Your task — From the records, pick out and copy each line containing "that".

---- Data entries

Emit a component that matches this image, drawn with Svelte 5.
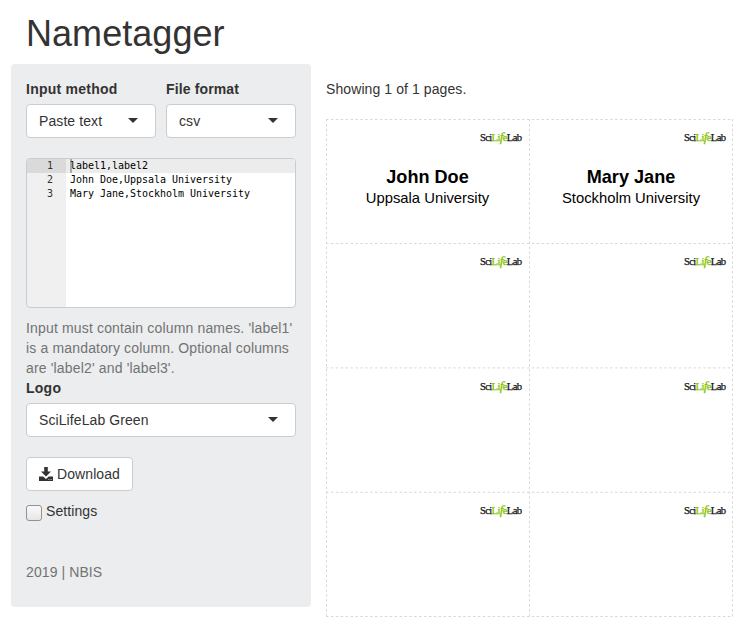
<script>
  const lines = ['label1,label2', 'John Doe,Uppsala University', 'Mary Jane,Stockholm University'];
  const tags = [
    { name: 'John Doe', org: 'Uppsala University' },
    { name: 'Mary Jane', org: 'Stockholm University' },
    {}, {}, {}, {}, {}, {}
  ];
  const xs = [0.5, 203.5, 406.5];
  const ys = [0.5, 124.5, 248.9, 373.3, 497.5];
</script>

{#snippet select(value)}
  <div class="select"><span>{value}</span><i class="caret"></i></div>
{/snippet}

<main>
  <h1>Nametagger</h1>
  <div class="row">
    <aside>
      <div class="pair">
        <div><label>Input method</label>{@render select('Paste text')}</div>
        <div><label class="format">File format</label>{@render select('csv')}</div>
      </div>
      <div class="editor">
        {#each lines as line, i}
          <div class="line" class:active={i === 0}><span class="num">{i + 1}</span><span class="code">{line}</span></div>
        {/each}
      </div>
      <p class="help">Input must contain column names. 'label1' is a mandatory column. Optional columns are 'label2' and 'label3'.</p>
      <label>Logo</label>
      {@render select('SciLifeLab Green')}
      <button>
        <svg width="14" height="14" viewBox="0 0 14 14"><path fill="#333" d="M5.2 0h3.6v4.6h3.2L7 9.6 2 4.6h3.2z"/><path fill="#333" fill-rule="evenodd" d="M0 9.5h4.2L7 12l2.8-2.5H14V14H0zM9.4 12.2v.8h1v-.8zm2.2 0v.8h1v-.8z"/></svg>
        <span>Download</span>
      </button>
      <div class="check"><i></i><span>Settings</span></div>
      <p class="foot">2019 | NBIS</p>
    </aside>
    <section>
      <p class="status">Showing 1 of 1 pages.</p>
      <div class="sheet">
        {#each tags as tag}
          <div class="tag">
            <svg class="logo" width="44" height="18" viewBox="0 0 44 18">
              <text x="1" y="12.6" font-family="Liberation Serif, serif" font-size="10.6" textLength="42" lengthAdjust="spacing" fill="#111" stroke="#111" stroke-width="0.25">Sci<tspan fill="#80c200" stroke="#80c200">Li<tspan font-size="13.5" font-style="italic">f</tspan>e</tspan>Lab</text>
            </svg>
            {#if tag.name}
              <strong>{tag.name}</strong>
              <span>{tag.org}</span>
            {/if}
          </div>
        {/each}
        <svg class="cuts" width="408" height="498" viewBox="0 0 408 498">
          <g stroke="#d8d8d8" stroke-width="1" stroke-dasharray="2.5 2.4">
            {#each xs as x}<line x1={x} x2={x} y1="0" y2="498" />{/each}
            {#each ys as y}<line x1="0" x2="407" y1={y} y2={y} />{/each}
          </g>
        </svg>
      </div>
    </section>
  </div>
</main>

<style>
  :global(body) { background: #fff; }
  main {
    box-sizing: border-box;
    width: 744px;
    height: 632px;
    padding: 14px 11px 0;
    overflow: hidden;
    font: 14px/20px "Liberation Sans", Arial, sans-serif;
    letter-spacing: 0.09px;
    color: #333;
  }
  h1 { margin: 0 15px 10px; font-size: 36px; line-height: 40px; font-weight: 400; letter-spacing: 0.05px; }
  .row { display: flex; gap: 15px; }
  aside { box-sizing: border-box; width: 300px; height: 543px; padding: 15px; background: #ebedee; border-radius: 4px; }
  .pair { display: grid; grid-template-columns: 130px 130px; gap: 10px; }
  label { display: block; margin-bottom: 5px; font-weight: 700; letter-spacing: 0.25px; }
  .format { letter-spacing: 0.13px; }
  .select {
    box-sizing: border-box; height: 34px; padding: 0 17px 0 12px;
    display: flex; align-items: center; justify-content: space-between;
    background: #fff; border: 1px solid #ccc; border-radius: 4px;
  }
  .caret { margin-bottom: 2px; border: 5px solid transparent; border-top-color: #333; border-bottom: 0; }
  .editor {
    box-sizing: border-box; height: 150px; margin: 20px 0 10px; overflow: hidden;
    border: 1px solid #ccc; border-radius: 4px;
    background: linear-gradient(90deg, #f0f0f0 39px, #fff 39px);
    font: 10px/14px "DejaVu Sans Mono", monospace; letter-spacing: -0.02px; color: #000;
  }
  .line { display: flex; height: 14px; white-space: pre; }
  .num { box-sizing: border-box; width: 39px; padding-right: 13px; text-align: right; color: #333; }
  .code { flex: 1; padding-left: 4px; }
  .active .num { background: #dadada; }
  .active .code { background: linear-gradient(#aaa, #aaa) 4px 0 / 2px 14px no-repeat #ececec; }
  .help { margin: 0; color: #737373; letter-spacing: 0.16px; white-space: normal; }
  button {
    display: flex; align-items: center; gap: 4px; box-sizing: border-box;
    width: 107px; height: 34px; margin: 20px 0 10px; padding: 0 12px;
    background: #fff; border: 1px solid #ccc; border-radius: 4px;
    font: inherit; color: inherit; letter-spacing: 0.09px;
  }
  .check { display: flex; gap: 4px; }
  .check i {
    box-sizing: border-box; width: 16px; height: 16px; margin-top: 4px;
    border: 1px solid #929290; border-radius: 3px; background: linear-gradient(#fafafa, #e6e6e5);
  }
  .foot { margin: 41px 0 0; color: #737373; }
  .status { margin: 15px 0 20px; }
  .sheet { position: relative; display: grid; grid-template: repeat(4, 124.4px) / 203px 204px; width: 408px; height: 498px; }
  .cuts { position: absolute; inset: 0; }
  .tag { display: flex; flex-direction: column; align-items: center; color: #000; letter-spacing: 0; }
  .logo { align-self: flex-end; margin: 9px 6px 21px 0; flex: none; }
  strong { font-size: 18.1px; line-height: 21px; }
  .tag span { font-size: 14.8px; line-height: 21px; }
</style>
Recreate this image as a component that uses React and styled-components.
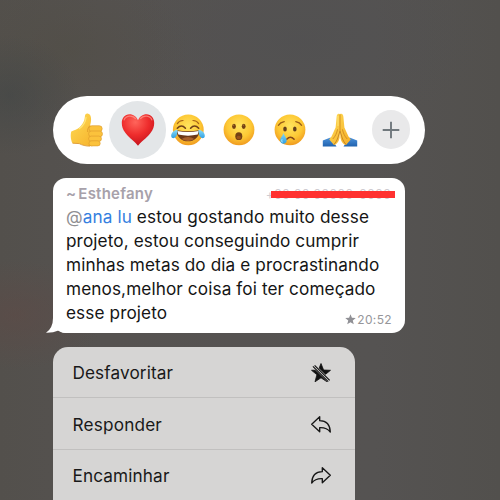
import React from "react";
import styled, { createGlobalStyle } from "styled-components";

const GlobalStyle = createGlobalStyle`
  * { box-sizing: border-box; }
  html, body { margin: 0; padding: 0; }
  body { overflow: hidden; font-family: Inter, "Liberation Sans", sans-serif; }
`;

const Screen = styled.main`
  width: 500px;
  height: 500px;
  padding: 96px 0 0 53px;
  overflow: hidden;
  display: flex;
  flex-direction: column;
  align-items: flex-start;
  background:
    radial-gradient(ellipse 90px 55px at 15px 315px, rgba(96, 73, 69, 0.5), transparent),
    radial-gradient(ellipse 70px 60px at 10px 95px, rgba(66, 70, 70, 0.6), transparent),
    radial-gradient(ellipse 120px 80px at 70px 50px, rgba(80, 76, 66, 0.45), transparent),
    radial-gradient(ellipse 190px 90px at 300px 40px, rgba(80, 80, 82, 0.6), transparent),
    linear-gradient(90deg, #53504c 0%, #555250 20%, #555352 75%, #52504d 100%);
`;

const ReactionBar = styled.div`
  flex: none;
  width: 372px;
  height: 67.5px;
  padding-left: 8.6px;
  border-radius: 34px;
  background: #fff;
  display: grid;
  grid-template-columns: repeat(7, 50.7px);
  align-items: center;
  justify-items: center;
`;

const Reaction = styled.div`
  width: ${(p) => p.$size}px;
  height: ${(p) => p.$size}px;
  margin: 0 -4px;
  border-radius: 50%;
  background: ${(p) => p.$fill || "transparent"};
  display: flex;
  align-items: center;
  justify-content: center;
`;

const Glyph = styled.svg`
  display: block;
  flex: none;
  width: ${(p) => p.$w || 36}px;
  height: ${(p) => p.$w || 36}px;
  overflow: visible;
`;

const Bubble = styled.article`
  position: relative;
  flex: none;
  width: 352px;
  height: 154.5px;
  margin-top: 14.5px;
  padding: 6px 10px 0 13px;
  border-radius: 13px;
  background: #fff;
`;

const Tail = styled.svg`
  position: absolute;
  left: -8px;
  bottom: 0;
  width: 24px;
  height: 20px;
`;

const Header = styled.header`
  height: 20px;
  display: flex;
  align-items: center;
  justify-content: space-between;
`;

const Author = styled.span`
  color: #a7a1aa;
  font-size: 15px;
  font-weight: 600;
  line-height: 20px;
  letter-spacing: 0.22px;
  white-space: pre;
`;

const Tilde = styled.span`
  margin-right: 2px;
`;

const Redacted = styled.span`
  position: relative;
  width: 124px;
  height: 20px;
  padding-right: 4px;
  color: #cfccd1;
  font-size: 12.5px;
  line-height: 22px;
  letter-spacing: 0.1px;
  direction: ltr;
  display: flex;
  justify-content: flex-end;
  white-space: nowrap;

  &::after {
    content: "";
    position: absolute;
    left: 0;
    top: 7px;
    width: 124px;
    height: 7px;
    background: #ff3130;
  }
`;

const Message = styled.div`
  position: relative;
  margin-top: 1px;
  color: #151515;
`;

const Line = styled.div`
  height: 24.1px;
  font-size: 17.2px;
  line-height: 24.1px;
  letter-spacing: ${(p) => p.$track ?? 0.1}px;
  white-space: nowrap;
`;

const At = styled.span`
  color: #8f8f93;
`;

const Mention = styled.span`
  color: #3480e0;
`;

const Stamp = styled.footer`
  position: absolute;
  right: 13px;
  bottom: 5px;
  display: flex;
  align-items: center;
  gap: 1px;
  color: #96969a;
  font-size: 12px;
  line-height: 16px;
  letter-spacing: 0.35px;
`;

const Menu = styled.nav`
  flex: none;
  width: 302px;
  height: 170px;
  margin-top: 14.5px;
  border-radius: 15px 15px 0 0;
  overflow: hidden;
  background: #d6d5d4;
`;

const MenuItem = styled.div`
  height: 51.4px;
  padding: 1px 24px 0 19.5px;
  border-bottom: 1px solid #c1c0bf;
  display: flex;
  align-items: center;
  justify-content: space-between;
  color: #191919;
  font-size: 17.2px;
  letter-spacing: ${(p) => p.$track ?? 0.1}px;
`;

const STAR = "M10 .5 12.6 7 19.5 7.3 14.1 11.7 16 18.8 10 14.8 4 18.8 5.9 11.7 .5 7.3 7.4 7Z";

const EmojiPaints = () => (
  <defs>
    <radialGradient id="face" cx="50%" cy="38%" r="65%">
      <stop offset="0" stopColor="#ffe45e" />
      <stop offset="0.6" stopColor="#fdc834" />
      <stop offset="1" stopColor="#ee951d" />
    </radialGradient>
    <linearGradient id="skin" x1="0" y1="0" x2="1" y2="1">
      <stop offset="0" stopColor="#ffdc55" />
      <stop offset="1" stopColor="#f5ae28" />
    </linearGradient>
    <radialGradient id="heart" cx="42%" cy="25%" r="75%">
      <stop offset="0" stopColor="#ff655b" />
      <stop offset="0.55" stopColor="#ee2c2c" />
      <stop offset="1" stopColor="#c5141d" />
    </radialGradient>
    <linearGradient id="tear" x1="0" y1="0" x2="0" y2="1">
      <stop offset="0" stopColor="#8bdcf8" />
      <stop offset="1" stopColor="#2fa0e4" />
    </linearGradient>
    <linearGradient id="sleeve" x1="0" y1="0" x2="0" y2="1">
      <stop offset="0" stopColor="#4c92dc" />
      <stop offset="1" stopColor="#2163af" />
    </linearGradient>
  </defs>
);

const ThumbsUp = () => (
  <Glyph viewBox="0 0 36 36">
    <EmojiPaints />
    <path d="M2.3 19.5C5.5 17.7 8 17.7 10.4 15.5C13.4 12.4 15.6 9.5 15.8 5.2C15.9 1.8 17.6 1.2 19.2 1.7C22.8 2.8 22.6 8.6 21 13.7L27.5 14.3C29.6 14.5 29.8 16 29.3 18L28 31.5C27 34 24 34.4 20 34.1C15 33.8 12.3 32.4 10.2 31.6L3.5 31.2C1.5 28 1.4 22 2.3 19.5Z" fill="url(#skin)" />
    <g fill="#fbc23c" stroke="#dc982c" strokeWidth="0.6">
      <rect x="20" y="13.7" width="13.2" height="6" rx="3" />
      <rect x="19.6" y="19" width="13.9" height="5.8" rx="2.9" />
      <rect x="19.6" y="24.1" width="12.9" height="5.3" rx="2.65" />
      <rect x="20" y="28.8" width="11.2" height="5.1" rx="2.5" />
    </g>
    <path d="M10.5 16.5C14 14 16.5 10 17 5.5" fill="none" stroke="#ffe577" strokeWidth="1.3" strokeLinecap="round" />
    <path d="M21 13.5C19 15.5 18.2 18 18.8 20" fill="none" stroke="#dc9426" strokeWidth="0.8" />
    <path d="M3.6 31.2 10.2 31.6C13 33.2 17 34.2 21 34.1" fill="none" stroke="#d88e22" strokeWidth="0.8" />
  </Glyph>
);

const Heart = () => (
  <Glyph viewBox="0 0 36 36">
    <path d="M18 33.7C15.6 30 9.5 26.2 5.5 20.9C2.8 17.4 1.8 14.2 1.8 10.9C1.8 5.9 5 2.3 9.4 2.3C13.4 2.3 16.6 4.7 18 8.3C19.4 4.7 22.6 2.3 26.6 2.3C31 2.3 34.2 5.9 34.2 10.9C34.2 14.2 33.2 17.4 30.5 20.9C26.5 26.2 20.4 30 18 33.7Z" fill="url(#heart)" />
    <path d="M4 8.3C5.3 3.5 12.5 2.4 15.8 7M20.2 7C23.5 2.4 30.7 3.5 32 8.3" fill="none" stroke="#ff9a8f" strokeWidth="1.2" opacity="0.7" />
  </Glyph>
);

const Tears = () => (
  <Glyph viewBox="0 0 36 36">
    <circle cx="18.3" cy="17.8" r="15.4" fill="url(#face)" />
    <path d="M7.3 11.7Q9 8.7 13 8.5M28.7 11.7Q27 8.7 23 8.5" fill="none" stroke="#a56318" strokeWidth="1.2" strokeLinecap="round" />
    <path d="M7.3 16.2Q11.5 11.8 15.4 16.2M28.7 16.2Q24.5 11.8 20.6 16.2" fill="none" stroke="#704019" strokeWidth="1.6" strokeLinecap="round" />
    <path d="M6.6 18.2Q18 20.4 29.4 18.2C29.2 25.7 24 29.3 18 29.3S6.8 25.7 6.6 18.2Z" fill="#6c3818" />
    <path d="M7.4 19Q18 21.2 28.6 19L27.7 22.5Q18 24.8 8.3 22.5Z" fill="#fff" />
    <path d="M11.5 27Q18 22.8 24.5 27Q18 31 11.5 27Z" fill="#a8602c" />
    <path d="M7.6 17.8C3.5 18.2 1 21.4 1.2 24.2C1.5 26.5 4.2 26.7 5.7 25.1C7.3 23.3 7.4 20.7 7.6 17.8ZM28.4 17.8C32.5 18.2 35 21.4 34.8 24.2C34.5 26.5 31.8 26.7 30.3 25.1C28.7 23.3 28.6 20.7 28.4 17.8Z" fill="url(#tear)" />
  </Glyph>
);

const Surprised = () => (
  <Glyph viewBox="0 0 36 36">
    <circle cx="18" cy="17.8" r="15.4" fill="url(#face)" />
    <g fill="#734114">
      <ellipse cx="13" cy="14.3" rx="1.9" ry="2.6" />
      <ellipse cx="22.7" cy="14.3" rx="1.9" ry="2.6" />
      <ellipse cx="17.8" cy="24.2" rx="3.5" ry="3.9" />
    </g>
    <ellipse cx="17.8" cy="25.5" rx="2.2" ry="1.8" fill="#98531a" />
    <g fill="#b37b37">
      <circle cx="12.6" cy="13.2" r="0.6" />
      <circle cx="22.3" cy="13.2" r="0.6" />
    </g>
  </Glyph>
);

const Crying = () => (
  <Glyph viewBox="0 0 36 36">
    <circle cx="18" cy="17.8" r="15.4" fill="url(#face)" />
    <path d="M6.4 13.3Q8.2 10.4 12.2 9.7M29.6 13.3Q27.8 10.4 23.8 9.7" fill="none" stroke="#985d19" strokeWidth="1.3" strokeLinecap="round" />
    <ellipse cx="13" cy="17" rx="1.8" ry="2.6" fill="#65401c" />
    <ellipse cx="22.8" cy="17" rx="1.8" ry="2.6" fill="#65401c" />
    <path d="M14.7 27.3Q18.4 23 22.1 27.3" fill="none" stroke="#844718" strokeWidth="1.5" strokeLinecap="round" />
    <path d="M11.8 20.2C11.2 23 15 25.5 14.7 28.8C14.3 32.6 8.7 32.6 8.2 28.8C7.9 26 11.1 23.5 11.8 20.2Z" fill="url(#tear)" />
    <path d="M10 27.3Q9.3 29 10.3 30.3" fill="none" stroke="#b7edff" strokeWidth="1" />
  </Glyph>
);

const Prayer = () => (
  <Glyph viewBox="0 0 36 36">
    <path d="M.8 28.4 8.5 25.4 14.5 34.4H.8ZM35.2 28.4 27.5 25.4 21.5 34.4H35.2Z" fill="url(#sleeve)" />
    <path d="M17.8 2.2C15.9 1 14.7 2.7 14.6 5L13.6 15.5 9.5 24.4 7.2 27.6 12 33.1C16 31.5 17.2 28 17.6 25.4L18 18 18.4 25.4C18.8 28 20 31.5 24 33.1L28.8 27.6 26.5 24.4 22.4 15.5 21.4 5C21.3 2.7 20.1 1 17.8 2.2Z" fill="url(#skin)" />
    <path d="M18 2.5V19M15.6 17.3C14.7 21.3 13.5 24 10.8 27M20.4 17.3C21.3 21.3 22.5 24 25.2 27" fill="none" stroke="#d18a1e" strokeWidth="0.9" />
    <path d="M18 19 16.1 25C15.2 28 13.8 30.5 11.9 32.5M18 19 19.9 25C20.8 28 22.2 30.5 24.1 32.5" fill="none" stroke="#bd781d" strokeWidth="0.8" />
    <path d="M16 4V14" stroke="#ffe982" strokeWidth="0.8" />
  </Glyph>
);

const Plus = () => (
  <Glyph viewBox="0 0 20 20" $w={20}>
    <path d="M10 1.7V18.3M1.7 10H18.3" fill="none" stroke="#70787d" strokeWidth="1.9" />
  </Glyph>
);

const StarOff = () => (
  <Glyph viewBox="0 0 20 20" $w={20}>
    <path d={STAR} fill="#111" stroke="#111" strokeWidth="0.8" strokeLinejoin="round" />
    <path d="M1.8 1.9 18.9 18.6" stroke="#d6d5d4" strokeWidth="3.6" />
    <path d="M3.6 2.3 18.7 17.4M1.9 3.4 17.2 18.7" stroke="#111" strokeWidth="1.15" />
  </Glyph>
);

const Arrow = ({ forward }) => (
  <Glyph viewBox="0 0 20 20" $w={20}>
    <path
      transform={forward ? "translate(20 0.6) scale(-1 1)" : "translate(0 0.6)"}
      d="M8.7 2.1V6.1C15.2 6.2 19 9.7 19.3 17.4C16.6 13.7 13.4 12.8 8.7 13V17.2L.7 9.7Z"
      fill="none"
      stroke="#161616"
      strokeWidth="1.35"
      strokeLinejoin="round"
    />
  </Glyph>
);

export default function App() {
  return (
    <>
      <GlobalStyle />
      <Screen>
        <ReactionBar>
          <Reaction $size={36}><ThumbsUp /></Reaction>
          <Reaction $size={57.6} $fill="#e3e6e8"><Heart /></Reaction>
          <Reaction $size={36}><Tears /></Reaction>
          <Reaction $size={36}><Surprised /></Reaction>
          <Reaction $size={36}><Crying /></Reaction>
          <Reaction $size={36}><Prayer /></Reaction>
          <Reaction $size={38.6} $fill="#e9e9ea"><Plus /></Reaction>
        </ReactionBar>

        <Bubble>
          <Tail viewBox="0 0 24 20">
            <path d="M8 0V5Q8 15 1 19.8Q8 20 13.5 17.4Q17 20 21 20H24V0Z" fill="#fff" />
          </Tail>
          <Header>
            <Author><Tilde>~</Tilde>Esthefany</Author>
            <Redacted>+00 00 00000-0000</Redacted>
          </Header>
          <Message>
            <Line><At>@</At><Mention>ana lu</Mention> estou gostando muito desse</Line>
            <Line>projeto, estou conseguindo cumprir</Line>
            <Line>minhas metas do dia e procrastinando</Line>
            <Line>menos,melhor coisa foi ter começado</Line>
            <Line>esse projeto</Line>
          </Message>
          <Stamp>
            <Glyph viewBox="0 0 20 20" $w={11}><path d={STAR} fill="#909095" /></Glyph>
            20:52
          </Stamp>
        </Bubble>

        <Menu>
          <MenuItem>Desfavoritar<StarOff /></MenuItem>
          <MenuItem $track={0.18}>Responder<Arrow /></MenuItem>
          <MenuItem $track={0.12}>Encaminhar<Arrow forward /></MenuItem>
        </Menu>
      </Screen>
    </>
  );
}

--------

Answer to the exercise —
Emit a component that matches this image, drawn with Svelte 5.
Recreate this image as a component that uses React and styled-components.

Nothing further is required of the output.